You are viewing a plain text version of this content. The canonical link for it is here.
Posted to user@hive.apache.org by Baahu <ba...@gmail.com> on 2013/12/03 10:17:09 UTC

STREAMTABLE And MAPJOIN

Hi,
What is the difference between hints STREAMTABLE ,MAPJOIN .

Thanks,
Baahu

Re: STREAMTABLE And MAPJOIN

Posted by Lefty Leverenz <le...@gmail.com>.
This seems useful, so I added a sentence to the explanation of STREAMTABLE
in the JOINS wikidoc<https://cwiki.apache.org/confluence/display/Hive/LanguageManual+Joins#LanguageManualJoins-Examples>
:


>    -
>
>    In every map/reduce stage of the join, the table to be streamed can be
>    specified via a hint. e.g. in
>    SELECT /*+ STREAMTABLE(a) */ a.val, b.val, c.val FROM a JOIN b ON
>    (a.key = b.key1) JOIN c ON (c.key = b.key1)
>
>    all the three tables are joined in a single map/reduce job and the
>    values for a particular value of the key for tables b and c are buffered in
>    the memory in the reducers. Then for each row retrieved from a, the join is
>    computed with the buffered rows. If the STREAMTABLE hint is omitted,
>    Hive streams the rightmost table in the join.
>
>
But I didn't specify inner joins.  Should that be made clear?

Thanks.  -- Lefty


On Tue, Dec 3, 2013 at 1:40 AM, Nitin Pawar <ni...@gmail.com> wrote:

> This is my understanding of both. Wait for the hive guru's to correct me
> if i made any mistake
>
>
> In Hive, when an inner join query happens the table at the last position
> on the right streams its records to the reducers. This is the default
> behavior.
>
> So say, you have a query select blah blah from t1 join t2 join t3 join t4
> on (blah blah)
> all the maps emitting key values on table t1, t2, t3 just send it to
> reducers and are bufferred in memory but for table t4 it streams the
> records to the reducer for better memory management and thats why its
> advised that you have largest table on the right
>
> This default behavior is changed by STREAMTABLE(t1) where you can tell
> which table data you want to be streamed.
>
> On the other hand, mapjoin is a concept where there are no reducers are
> involved. Its a join where the smaller table is buffered into memory of
> each map and then the joins are performed by the maps itself. As the
> smaller table data is available in memory, map jobs are very fast as the
> reduce step is completely removed.
>
>
> On Tue, Dec 3, 2013 at 2:47 PM, Baahu <ba...@gmail.com> wrote:
>
>> Hi,
>> What is the difference between hints STREAMTABLE ,MAPJOIN .
>>
>> Thanks,
>> Baahu
>>
>>
>
>
> --
> Nitin Pawar
>

Re: STREAMTABLE And MAPJOIN

Posted by Nitin Pawar <ni...@gmail.com>.
This is my understanding of both. Wait for the hive guru's to correct me if
i made any mistake


In Hive, when an inner join query happens the table at the last position on
the right streams its records to the reducers. This is the default
behavior.

So say, you have a query select blah blah from t1 join t2 join t3 join t4
on (blah blah)
all the maps emitting key values on table t1, t2, t3 just send it to
reducers and are bufferred in memory but for table t4 it streams the
records to the reducer for better memory management and thats why its
advised that you have largest table on the right

This default behavior is changed by STREAMTABLE(t1) where you can tell
which table data you want to be streamed.

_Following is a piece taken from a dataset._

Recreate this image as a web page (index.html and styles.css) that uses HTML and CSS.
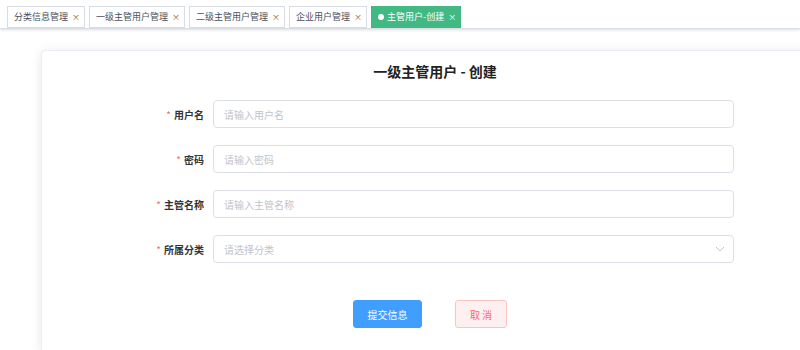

On the other hand, mapjoin is a concept where there are no reducers are
involved. Its a join where the smaller table is buffered into memory of
each map and then the joins are performed by the maps itself. As the
smaller table data is available in memory, map jobs are very fast as the
reduce step is completely removed.


On Tue, Dec 3, 2013 at 2:47 PM, Baahu <ba...@gmail.com> wrote:

> Hi,
> What is the difference between hints STREAMTABLE ,MAPJOIN .
>
> Thanks,
> Baahu
>
>


-- 
Nitin Pawar